* OBJECTIVE
With the pictures left out, copy the listing below exactly.

* MATERIAL PROVIDED
* * * * * * *
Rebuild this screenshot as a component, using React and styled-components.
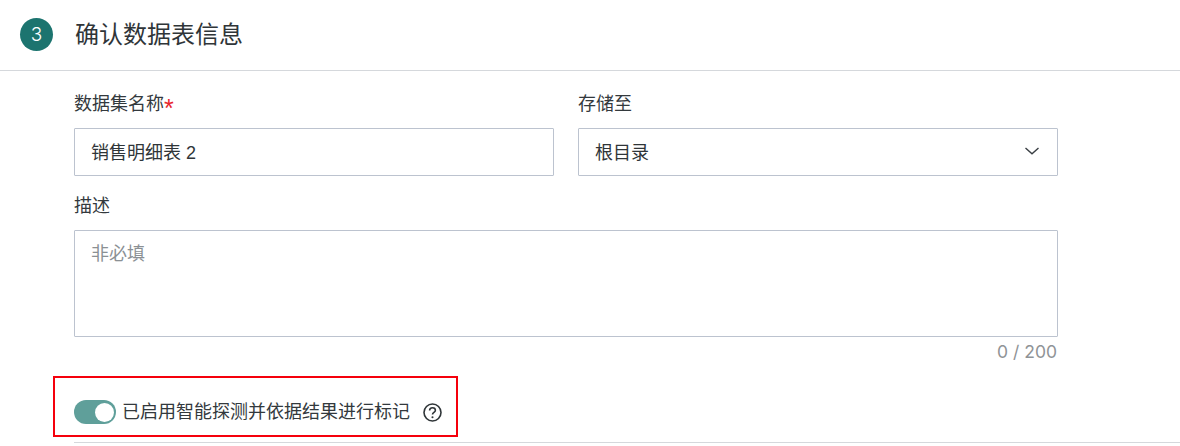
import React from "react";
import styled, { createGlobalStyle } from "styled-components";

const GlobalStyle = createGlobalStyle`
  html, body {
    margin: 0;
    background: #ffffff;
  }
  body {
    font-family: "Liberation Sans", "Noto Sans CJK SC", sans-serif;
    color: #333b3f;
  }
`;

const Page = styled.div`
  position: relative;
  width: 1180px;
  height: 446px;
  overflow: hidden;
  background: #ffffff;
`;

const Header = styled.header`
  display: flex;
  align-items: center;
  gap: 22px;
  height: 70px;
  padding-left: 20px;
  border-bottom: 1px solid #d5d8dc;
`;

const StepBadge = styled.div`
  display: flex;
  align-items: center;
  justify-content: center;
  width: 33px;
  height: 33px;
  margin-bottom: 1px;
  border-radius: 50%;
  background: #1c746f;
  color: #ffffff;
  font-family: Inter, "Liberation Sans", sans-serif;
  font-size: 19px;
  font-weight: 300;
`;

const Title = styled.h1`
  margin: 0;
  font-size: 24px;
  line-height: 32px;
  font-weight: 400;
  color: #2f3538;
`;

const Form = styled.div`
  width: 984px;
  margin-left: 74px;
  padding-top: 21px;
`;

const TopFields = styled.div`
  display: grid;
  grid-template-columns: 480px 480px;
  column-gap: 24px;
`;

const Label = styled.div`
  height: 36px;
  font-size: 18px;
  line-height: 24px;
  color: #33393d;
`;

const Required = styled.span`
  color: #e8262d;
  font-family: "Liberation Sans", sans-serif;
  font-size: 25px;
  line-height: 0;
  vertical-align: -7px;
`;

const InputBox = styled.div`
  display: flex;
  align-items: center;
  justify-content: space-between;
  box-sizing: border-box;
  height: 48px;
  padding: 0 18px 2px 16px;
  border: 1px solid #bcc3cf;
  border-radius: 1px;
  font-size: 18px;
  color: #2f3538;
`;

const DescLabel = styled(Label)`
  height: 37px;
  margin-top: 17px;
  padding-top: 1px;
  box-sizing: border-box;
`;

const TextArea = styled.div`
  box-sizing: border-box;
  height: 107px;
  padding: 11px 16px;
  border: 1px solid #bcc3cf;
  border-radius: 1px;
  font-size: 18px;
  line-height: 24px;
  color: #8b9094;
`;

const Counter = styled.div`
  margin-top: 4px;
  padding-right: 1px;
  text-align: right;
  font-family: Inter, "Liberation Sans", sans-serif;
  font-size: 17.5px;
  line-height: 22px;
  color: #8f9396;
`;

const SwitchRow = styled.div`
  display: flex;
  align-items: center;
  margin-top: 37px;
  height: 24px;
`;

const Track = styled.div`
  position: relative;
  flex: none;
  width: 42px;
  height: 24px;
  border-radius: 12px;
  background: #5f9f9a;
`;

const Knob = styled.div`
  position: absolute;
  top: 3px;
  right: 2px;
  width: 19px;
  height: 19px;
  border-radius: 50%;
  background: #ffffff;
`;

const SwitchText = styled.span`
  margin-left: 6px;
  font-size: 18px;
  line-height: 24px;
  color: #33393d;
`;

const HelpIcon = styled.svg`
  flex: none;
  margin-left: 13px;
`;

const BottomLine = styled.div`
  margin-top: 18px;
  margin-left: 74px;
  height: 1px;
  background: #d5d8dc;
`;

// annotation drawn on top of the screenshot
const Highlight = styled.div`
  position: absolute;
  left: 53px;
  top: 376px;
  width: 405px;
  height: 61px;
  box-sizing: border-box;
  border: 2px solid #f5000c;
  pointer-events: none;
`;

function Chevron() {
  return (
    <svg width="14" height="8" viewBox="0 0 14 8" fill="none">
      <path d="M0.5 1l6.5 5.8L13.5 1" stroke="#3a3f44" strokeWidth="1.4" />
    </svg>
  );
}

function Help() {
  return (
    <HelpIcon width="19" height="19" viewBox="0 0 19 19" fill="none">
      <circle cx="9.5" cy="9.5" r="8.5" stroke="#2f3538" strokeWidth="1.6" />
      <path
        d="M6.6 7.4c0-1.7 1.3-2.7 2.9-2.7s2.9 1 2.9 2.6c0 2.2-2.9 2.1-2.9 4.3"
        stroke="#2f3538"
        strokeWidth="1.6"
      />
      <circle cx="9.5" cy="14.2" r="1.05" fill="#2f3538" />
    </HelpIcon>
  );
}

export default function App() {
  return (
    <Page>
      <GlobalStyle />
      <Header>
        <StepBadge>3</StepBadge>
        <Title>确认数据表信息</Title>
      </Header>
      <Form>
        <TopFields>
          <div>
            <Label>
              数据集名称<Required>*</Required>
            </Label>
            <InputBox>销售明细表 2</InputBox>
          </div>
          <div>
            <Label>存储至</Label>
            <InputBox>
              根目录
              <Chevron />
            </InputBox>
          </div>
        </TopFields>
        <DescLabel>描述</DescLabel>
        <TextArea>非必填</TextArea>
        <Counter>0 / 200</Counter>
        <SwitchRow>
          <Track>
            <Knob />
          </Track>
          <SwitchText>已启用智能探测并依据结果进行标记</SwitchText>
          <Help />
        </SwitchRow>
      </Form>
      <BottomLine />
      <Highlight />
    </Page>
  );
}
* * * * * * *
* CORRECT OUTPUT
Rebuild this screenshot as a component, using React and styled-components.
import React from "react";
import styled, { createGlobalStyle } from "styled-components";

const GlobalStyle = createGlobalStyle`
  html, body {
    margin: 0;
    background: #ffffff;
  }
  body {
    font-family: "Liberation Sans", "Noto Sans CJK SC", sans-serif;
    color: #333b3f;
  }
`;

const Page = styled.div`
  position: relative;
  width: 1180px;
  height: 446px;
  overflow: hidden;
  background: #ffffff;
`;

const Header = styled.header`
  display: flex;
  align-items: center;
  gap: 22px;
  height: 70px;
  padding-left: 20px;
  border-bottom: 1px solid #d5d8dc;
`;

const StepBadge = styled.div`
  display: flex;
  align-items: center;
  justify-content: center;
  width: 33px;
  height: 33px;
  margin-bottom: 1px;
  border-radius: 50%;
  background: #1c746f;
  color: #ffffff;
  font-family: Inter, "Liberation Sans", sans-serif;
  font-size: 19px;
  font-weight: 300;
`;

const Title = styled.h1`
  margin: 0;
  font-size: 24px;
  line-height: 32px;
  font-weight: 400;
  color: #2f3538;
`;

const Form = styled.div`
  width: 984px;
  margin-left: 74px;
  padding-top: 21px;
`;

const TopFields = styled.div`
  display: grid;
  grid-template-columns: 480px 480px;
  column-gap: 24px;
`;

const Label = styled.div`
  height: 36px;
  font-size: 18px;
  line-height: 24px;
  color: #33393d;
`;

const Required = styled.span`
  color: #e8262d;
  font-family: "Liberation Sans", sans-serif;
  font-size: 25px;
  line-height: 0;
  vertical-align: -7px;
`;

const InputBox = styled.div`
  display: flex;
  align-items: center;
  justify-content: space-between;
  box-sizing: border-box;
  height: 48px;
  padding: 0 18px 2px 16px;
  border: 1px solid #bcc3cf;
  border-radius: 1px;
  font-size: 18px;
  color: #2f3538;
`;

const DescLabel = styled(Label)`
  height: 37px;
  margin-top: 17px;
  padding-top: 1px;
  box-sizing: border-box;
`;

const TextArea = styled.div`
  box-sizing: border-box;
  height: 107px;
  padding: 11px 16px;
  border: 1px solid #bcc3cf;
  border-radius: 1px;
  font-size: 18px;
  line-height: 24px;
  color: #8b9094;
`;

const Counter = styled.div`
  margin-top: 4px;
  padding-right: 1px;
  text-align: right;
  font-family: Inter, "Liberation Sans", sans-serif;
  font-size: 17.5px;
  line-height: 22px;
  color: #8f9396;
`;

const SwitchRow = styled.div`
  display: flex;
  align-items: center;
  margin-top: 37px;
  height: 24px;
`;

const Track = styled.div`
  position: relative;
  flex: none;
  width: 42px;
  height: 24px;
  border-radius: 12px;
  background: #5f9f9a;
`;

const Knob = styled.div`
  position: absolute;
  top: 3px;
  right: 2px;
  width: 19px;
  height: 19px;
  border-radius: 50%;
  background: #ffffff;
`;

const SwitchText = styled.span`
  margin-left: 6px;
  font-size: 18px;
  line-height: 24px;
  color: #33393d;
`;

const HelpIcon = styled.svg`
  flex: none;
  margin-left: 13px;
`;

const BottomLine = styled.div`
  margin-top: 18px;
  margin-left: 74px;
  height: 1px;
  background: #d5d8dc;
`;

// annotation drawn on top of the screenshot
const Highlight = styled.div`
  position: absolute;
  left: 53px;
  top: 376px;
  width: 405px;
  height: 61px;
  box-sizing: border-box;
  border: 2px solid #f5000c;
  pointer-events: none;
`;

function Chevron() {
  return (
    <svg width="14" height="8" viewBox="0 0 14 8" fill="none">
      <path d="M0.5 1l6.5 5.8L13.5 1" stroke="#3a3f44" strokeWidth="1.4" />
    </svg>
  );
}

function Help() {
  return (
    <HelpIcon width="19" height="19" viewBox="0 0 19 19" fill="none">
      <circle cx="9.5" cy="9.5" r="8.5" stroke="#2f3538" strokeWidth="1.6" />
      <path
        d="M6.6 7.4c0-1.7 1.3-2.7 2.9-2.7s2.9 1 2.9 2.6c0 2.2-2.9 2.1-2.9 4.3"
        stroke="#2f3538"
        strokeWidth="1.6"
      />
      <circle cx="9.5" cy="14.2" r="1.05" fill="#2f3538" />
    </HelpIcon>
  );
}

export default function App() {
  return (
    <Page>
      <GlobalStyle />
      <Header>
        <StepBadge>3</StepBadge>
        <Title>确认数据表信息</Title>
      </Header>
      <Form>
        <TopFields>
          <div>
            <Label>
              数据集名称<Required>*</Required>
            </Label>
            <InputBox>销售明细表 2</InputBox>
          </div>
          <div>
            <Label>存储至</Label>
            <InputBox>
              根目录
              <Chevron />
            </InputBox>
          </div>
        </TopFields>
        <DescLabel>描述</DescLabel>
        <TextArea>非必填</TextArea>
        <Counter>0 / 200</Counter>
        <SwitchRow>
          <Track>
            <Knob />
          </Track>
          <SwitchText>已启用智能探测并依据结果进行标记</SwitchText>
          <Help />
        </SwitchRow>
      </Form>
      <BottomLine />
      <Highlight />
    </Page>
  );
}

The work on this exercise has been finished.